Confessions of a political donor: The system is broken
MORRIS PEARL | 4/16/2018, 1:17 p.m.
Our democracy is broken.
The American people have lost all confidence that their government actually represents their interests. If you were to ask 100 Americans whether they trusted the U.S. government to do the right thing most of the time, you would hear “yes” only 18 times. The vast majority of the people in this country feel like their voices aren’t being heard in Washington.
They’re right. They’re not being heard. But I am.
I talk to politicians and lawmakers all the time, and they eagerly seek out my input on policy decisions they’re contemplating. I don’t even have to call them anymore. They call me. Just the other day, I was planning to call a few senators to tell them how I felt about a particular vote, but in the time it took me to gather my thoughts about what I should say to them, two of the target senators called me themselves. I get all this access for one simple reason: money.
I’m a wealthy person, and I spend significant amounts of money on political candidates and campaigns. If you’re reading this, I almost certainly have more political access than you do. My voice matters more than yours. Does that make you mad? It should.
I may be benefiting from this system, but I’m not blind to how terrible it is. The power of money in politics is corrupting our government from within, and the American people are paying the price. And things are just getting worse.
This November’s round of elections is expected to be the most expensive midterm election in American history, meaning candidates and lawmakers are going to be even more reliant on people like me to fund their campaigns. And many funders have expectations of access when they send money, access they may use to lobby for their own business or personal pet issues.
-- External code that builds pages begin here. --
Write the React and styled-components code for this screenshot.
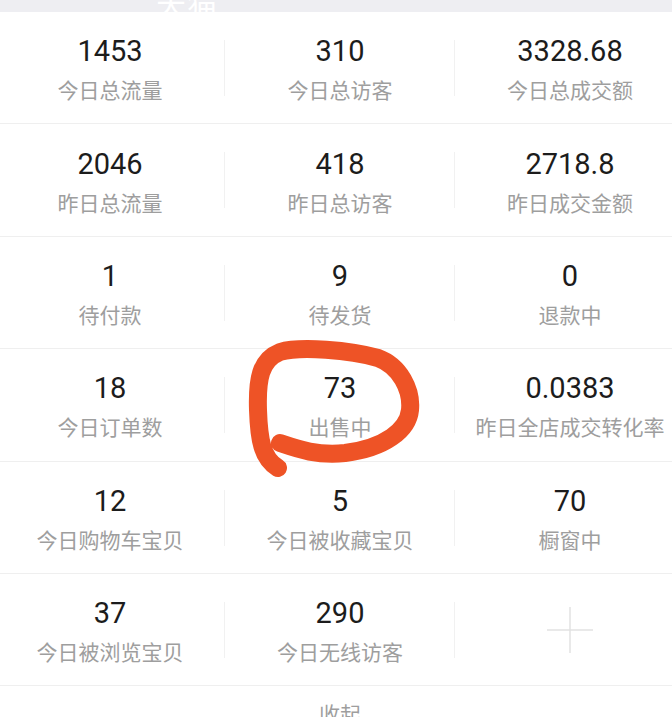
import React from 'react';
import styled, { createGlobalStyle } from 'styled-components';

const GlobalStyle = createGlobalStyle`
    html, body {
        margin: 0;
        padding: 0;
        background: #ffffff;
        overflow: hidden;
    }
    body {
        font-family: Roboto, "Noto Sans CJK SC", sans-serif;
    }
`;

const Page = styled.div`
    position: relative;
    width: 672px;
    height: 717px;
    overflow: hidden;
    background: #ffffff;
`;

const TopStrip = styled.div`
    height: 12px;
    display: flex;
    align-items: flex-end;
    padding-left: 156px;
    background: #eeeef2;
    overflow: hidden;
`;

const StripTitle = styled.span`
    font-family: "Noto Sans CJK SC", sans-serif;
    font-size: 30px;
    line-height: 30px;
    color: #ffffff;
    margin-bottom: -5px;
    letter-spacing: 1px;
`;

const Board = styled.div`
    width: 690px;
    margin-left: -5px;
`;

const Row = styled.div`
    display: grid;
    grid-template-columns: repeat(3, 230px);
    height: 112.4px;
    box-sizing: border-box;
    border-bottom: 1.5px solid #efefef;
`;

const Cell = styled.div`
    position: relative;
    display: flex;
    flex-direction: column;
    align-items: center;
    justify-content: center;
    gap: 7px;
    padding-top: 2px;
    box-sizing: border-box;

    &:not(:last-child)::after {
        content: "";
        position: absolute;
        right: 0;
        top: 28px;
        height: 56px;
        width: 1.5px;
        background: #f1f1f1;
    }
`;

const Value = styled.span`
    font-family: Roboto, sans-serif;
    font-size: 29px;
    line-height: 34px;
    color: #1c1c1c;
`;

const Label = styled.span`
    font-family: "Noto Sans CJK SC", sans-serif;
    font-size: 21px;
    line-height: 28px;
    color: #9e9e9e;
    white-space: nowrap;
`;

const PlusIcon = styled.svg`
    width: 46px;
    height: 46px;
    margin-top: -2px;
`;

const Footer = styled.div`
    display: flex;
    justify-content: center;
    padding-top: 13px;
`;

const FooterText = styled.span`
    font-family: "Noto Sans CJK SC", sans-serif;
    font-size: 21px;
    line-height: 28px;
    color: #9e9e9e;
`;

const Mark = styled.svg`
    position: absolute;
    left: 0;
    top: 0;
    pointer-events: none;
`;

const rows = [
    [['1453', '今日总流量'], ['310', '今日总访客'], ['3328.68', '今日总成交额']],
    [['2046', '昨日总流量'], ['418', '昨日总访客'], ['2718.8', '昨日成交金额']],
    [['1', '待付款'], ['9', '待发货'], ['0', '退款中']],
    [['18', '今日订单数'], ['73', '出售中'], ['0.0383', '昨日全店成交转化率']],
    [['12', '今日购物车宝贝'], ['5', '今日被收藏宝贝'], ['70', '橱窗中']],
    [['37', '今日被浏览宝贝'], ['290', '今日无线访客'], null],
];

const StatCell = ({ item }) => {
    if (!item) {
        return (
            <Cell>
                <PlusIcon viewBox="0 0 46 46">
                    <path d="M23 0 V46 M0 23 H46" stroke="#e2e2e2" strokeWidth="1.5" fill="none" />
                </PlusIcon>
            </Cell>
        );
    }
    const [value, label] = item;
    return (
        <Cell>
            <Value>{value}</Value>
            <Label>{label}</Label>
        </Cell>
    );
};

const App = () => {
    return (
        <Page>
            <GlobalStyle />
            <TopStrip>
                <StripTitle>天猫</StripTitle>
            </TopStrip>
            <Board>
                {rows.map((row, i) => (
                    <Row key={i}>
                        {row.map((item, j) => (
                            <StatCell key={j} item={item} />
                        ))}
                    </Row>
                ))}
                <Footer>
                    <FooterText>收起</FooterText>
                </Footer>
            </Board>
            <Mark width="672" height="717" viewBox="0 0 672 717">
                <path
                    d="M278 468 C262 458 259 440 258 410 C257 380 260 360 280 352 C300 346 350 350 378 358 C400 366 412 390 410 410 C408 430 385 448 345 453 C315 456 295 448 280 443"
                    stroke="#ee5326"
                    strokeWidth="18"
                    strokeLinecap="round"
                    strokeLinejoin="round"
                    fill="none"
                />
            </Mark>
        </Page>
    );
};

export default App;
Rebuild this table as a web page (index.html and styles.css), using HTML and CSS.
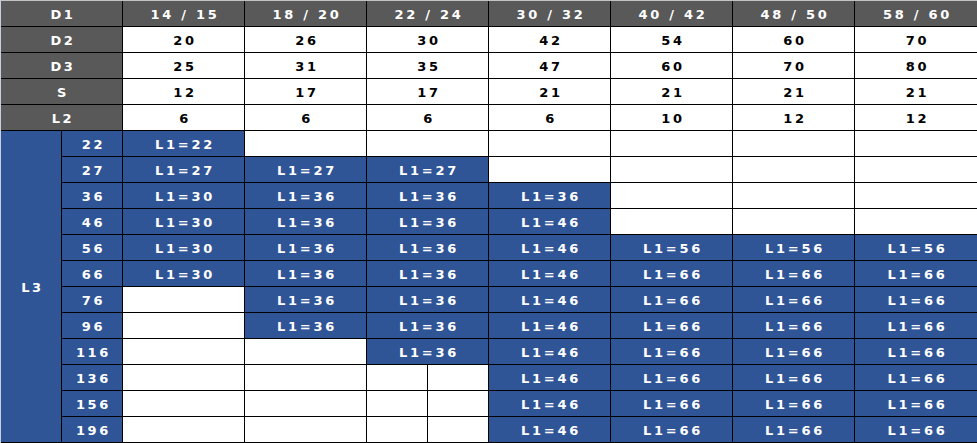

As this cycle continues, lawmakers are only going to become more and more focused on the preferences of the ultra-wealthy, leaving the rest of their constituents without any real representation. We can already see it happening in Congress today, with the passage of a tax bill that makes inequality so much worse by reducing the taxes on millionaires and multinational corporations while giving the middle class virtually nothing.
Now, I may advocate for policies that I think are good for the country as a whole, not just myself, but on my way in and out of lawmakers’ offices, I pass many other donors like me – some of whom have a lot more money than me – who are only looking out for themselves. They fly to Washington in their private jets to advocate for a tax cut for their businesses, or to have a regulation for their industry lifted that would make them a lot of money, but would just happen to poison the water supplies of a few small towns.
You know whom I don’t pass in those halls? The people from those small towns that would be affected. Without money, or the access that comes with it, they simply don’t have a voice in this system, and they suffer because of it.